Private Class Methods

call_numbers_list_from_leaves(node:, topic_array:) click to toggle source

Given a second-to-lowest-level node, get its topic and extract call number ranges from its children

# File lib/high_level_browse/db.rb, line 131
def self.call_numbers_list_from_leaves(node:, topic_array:)
  cnrs      = []
  new_topic = topic_array.dup.push node.get(:name)
  node.xpath('call-numbers').each do |cn_node|
    min = cn_node.get(:start)
    max = cn_node.get(:end)

    new_cnr = HighLevelBrowse::CallNumberRange.new(min: min, max: max, topic_array: new_topic)
    if new_cnr.illegal?
      # do some sort of logging
    else
      cnrs.push new_cnr
    end
  end
  cnrs

end
cnrs_within_oga_node(node:, decendent_xpaths: ['/hlb/subject', 'topic', 'sub-topic'], topic_array: []) click to toggle source

Recurse through the parsed XML document, at each stage keeping track of

* where we are (what are the xpath children?)
* what the current topics are ([level1, level2])

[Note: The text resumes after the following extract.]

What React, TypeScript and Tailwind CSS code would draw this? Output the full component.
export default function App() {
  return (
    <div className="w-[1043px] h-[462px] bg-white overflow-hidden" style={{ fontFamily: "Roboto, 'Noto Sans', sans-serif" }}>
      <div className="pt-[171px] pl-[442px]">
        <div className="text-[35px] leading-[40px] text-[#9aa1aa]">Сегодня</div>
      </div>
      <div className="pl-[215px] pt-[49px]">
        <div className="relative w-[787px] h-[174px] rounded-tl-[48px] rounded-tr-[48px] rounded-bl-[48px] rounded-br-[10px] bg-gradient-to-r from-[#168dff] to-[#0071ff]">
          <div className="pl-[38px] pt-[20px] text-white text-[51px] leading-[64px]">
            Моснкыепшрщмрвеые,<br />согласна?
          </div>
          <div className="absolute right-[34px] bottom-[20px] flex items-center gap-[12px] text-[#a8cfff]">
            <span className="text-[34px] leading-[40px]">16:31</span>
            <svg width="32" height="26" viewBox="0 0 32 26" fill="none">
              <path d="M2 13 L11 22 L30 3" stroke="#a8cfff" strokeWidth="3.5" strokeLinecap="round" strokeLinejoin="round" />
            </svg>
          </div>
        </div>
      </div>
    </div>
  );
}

Get all the call numbers assocaited with the topic represented by the given node, as well as all the children of the given node, and send it back as a big ol' array @param [Oga::Node] node A node of the parsed HLB XML file @param [Array<String>] decendent_xpaths A list of xpaths to the decendents of this node @param [Array<String>] topic_array An array with all levels of the topics associated with this node @return [Array<HighLevelBrowse::CallNumberRange>]

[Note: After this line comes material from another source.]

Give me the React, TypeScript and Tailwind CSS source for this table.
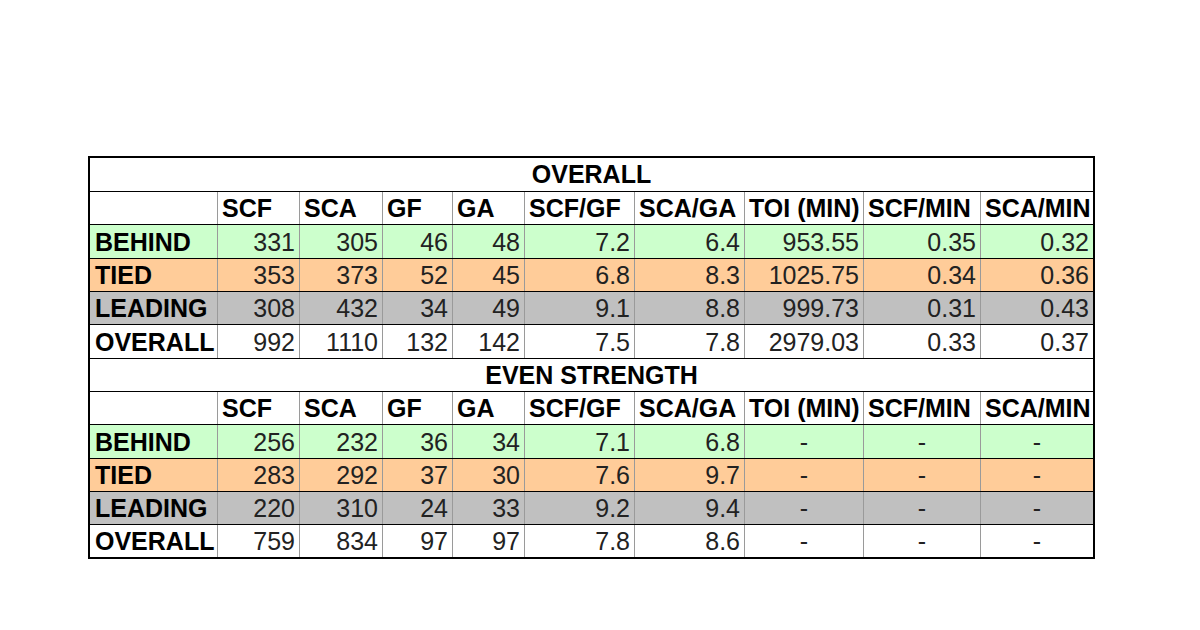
import React from "react";

type Row = { label: string; bg: string; values: string[] };

const COLS = [
  "w-[128px]",
  "w-[82px]",
  "w-[83px]",
  "w-[70px]",
  "w-[72px]",
  "w-[110px]",
  "w-[110px]",
  "w-[119px]",
  "w-[117px]",
  "w-[112px]",
];

const HEADERS = ["SCF", "SCA", "GF", "GA", "SCF/GF", "SCA/GA", "TOI (MIN)", "SCF/MIN", "SCA/MIN"];

const overall: Row[] = [
  { label: "BEHIND", bg: "bg-[#ccffcc]", values: ["331", "305", "46", "48", "7.2", "6.4", "953.55", "0.35", "0.32"] },
  { label: "TIED", bg: "bg-[#ffcc99]", values: ["353", "373", "52", "45", "6.8", "8.3", "1025.75", "0.34", "0.36"] },
  { label: "LEADING", bg: "bg-[#c0c0c0]", values: ["308", "432", "34", "49", "9.1", "8.8", "999.73", "0.31", "0.43"] },
  { label: "OVERALL", bg: "bg-white", values: ["992", "1110", "132", "142", "7.5", "7.8", "2979.03", "0.33", "0.37"] },
];

const even: Row[] = [
  { label: "BEHIND", bg: "bg-[#ccffcc]", values: ["256", "232", "36", "34", "7.1", "6.8", "-", "-", "-"] },
  { label: "TIED", bg: "bg-[#ffcc99]", values: ["283", "292", "37", "30", "7.6", "9.7", "-", "-", "-"] },
  { label: "LEADING", bg: "bg-[#c0c0c0]", values: ["220", "310", "24", "33", "9.2", "9.4", "-", "-", "-"] },
  { label: "OVERALL", bg: "bg-white", values: ["759", "834", "97", "97", "7.8", "8.6", "-", "-", "-"] },
];

function TitleRow({ title, h }: { title: string; h: string }) {
  return (
    <div className={`flex ${h} items-center justify-center border-b border-black bg-white`}>
      <span className="text-[25px] font-bold leading-none text-black">{title}</span>
    </div>
  );
}

function HeaderRow({ h }: { h: string }) {
  return (
    <div className={`flex ${h} border-b border-black bg-white`}>
      <div className={`${COLS[0]} shrink-0 border-r border-[#9a9a9a]`} />
      {HEADERS.map((hd, i) => (
        <div
          key={hd}
          className={`${COLS[i + 1]} shrink-0 flex items-center overflow-visible whitespace-nowrap pl-[4px] pt-[1px] text-[25px] font-bold leading-none text-black ${
            i < HEADERS.length - 1 ? "border-r border-[#9a9a9a]" : ""
          }`}
        >
          {hd}
        </div>
      ))}
    </div>
  );
}

function DataRow({ row, h, last }: { row: Row; h: string; last?: boolean }) {
  return (
    <div className={`flex ${h} ${row.bg} ${last ? "" : "border-b border-black"}`}>
      <div
        className={`${COLS[0]} shrink-0 flex items-center whitespace-nowrap border-r border-[#9a9a9a] pl-[5px] pt-[1px] text-[25px] font-bold leading-none text-black`}
      >
        {row.label}
      </div>
      {row.values.map((v, i) => (
        <div
          key={i}
          className={`${COLS[i + 1]} shrink-0 flex items-center whitespace-nowrap pt-[1px] text-[25px] leading-none text-[#222] ${
            v === "-" ? "justify-center" : "justify-end pr-[4px]"
          } ${i < row.values.length - 1 ? "border-r border-[#9a9a9a]" : ""}`}
        >
          {v}
        </div>
      ))}
    </div>
  );
}

export default function App() {
  return (
    <div className="h-[630px] w-[1200px] bg-white font-['Liberation_Sans',Arial,sans-serif] pl-[88px] pt-[156px]">
      <div className="w-[1007px] border-2 border-black">
        <TitleRow title="OVERALL" h="h-[34px]" />
        <HeaderRow h="h-[33px]" />
        <DataRow row={overall[0]} h="h-[34px]" />
        <DataRow row={overall[1]} h="h-[33px]" />
        <DataRow row={overall[2]} h="h-[33px]" />
        <DataRow row={overall[3]} h="h-[34px]" />
        <TitleRow title="EVEN STRENGTH" h="h-[33px]" />
        <HeaderRow h="h-[33px]" />
        <DataRow row={even[0]} h="h-[34px]" />
        <DataRow row={even[1]} h="h-[33px]" />
        <DataRow row={even[2]} h="h-[33px]" />
        <DataRow row={even[3]} h="h-[32px]" last />
      </div>
    </div>
  );
}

# File lib/high_level_browse/db.rb, line 109
def self.cnrs_within_oga_node(node:, decendent_xpaths: ['/hlb/subject', 'topic', 'sub-topic'], topic_array: [])
  if decendent_xpaths.empty?
    [] # base case -- we're as low as we're going to go
  else
    current_xpath_component = decendent_xpaths[0]
    new_xpath               = decendent_xpaths[1..-1]
    new_topic               = topic_array.dup
    new_topic.push node.get(:name) unless node == node.root_node # skip the root
    cnrs = []
    # For each sub-component, get both the call-number-ranges (cnrs) assocaited
    # with this level, as well as recusively getting from all the children
    node.xpath(current_xpath_component).each do |c|
      cnrs += call_numbers_list_from_leaves(node: c, topic_array: new_topic)
      cnrs += cnrs_within_oga_node(node: c, decendent_xpaths: new_xpath, topic_array: new_topic)
    end
    cnrs
  end
end

Public Instance Methods

[](*raw_callnumber_strings)
Alias for: topics
create_letter_indexed_ranges(all) click to toggle source

Given an array of ranges, create efficient search structures @private

# File lib/high_level_browse/db.rb, line 23
def create_letter_indexed_ranges(all)
  bins = {}
  ('A'..'Z').each do |letter|
    cnrs         = all.find_all {|x| x.firstletter == letter}
    bins[letter] = HighLevelBrowse::CallNumberRangeSet.new(cnrs)
  end
  bins
end
freeze() click to toggle source

Freeze everything @return [DB] the frozen db

# File lib/high_level_browse/db.rb, line 92
def freeze
  @ranges.freeze
  @all.freeze
  self
end
save(dir:) click to toggle source

Save to disk @param [String] dir The directory where the hlb.json.gz file will be saved @return [DB] The loaded database

# File lib/high_level_browse/db.rb, line 70
def save(dir:)
  Zlib::GzipWriter.open(File.join(dir, FILENAME)) do |out|
    out.puts JSON.fast_generate(@all)
  end
end
topics(*raw_callnumber_strings) click to toggle source

Get the topic arrays associated with this callnumber of the form:

[
  [toplevel, secondlevel],
  [toplevel, secondlevel, thirdlevel],
   ...
]

@param [String] raw_callnumber_string @return [Array<Array>] A (possibly empty) array of arrays of topics

# File lib/high_level_browse/db.rb, line 41
def topics(*raw_callnumber_strings)
  raw_callnumber_strings.reduce([]) do |acc, raw_callnumber_string|
    firstletter = raw_callnumber_string.strip.upcase[0]
    if @ranges.has_key? firstletter
      acc + @ranges[firstletter].topics_for(raw_callnumber_string)
    else
      acc
    end
  end.uniq
end
Also aliased as: []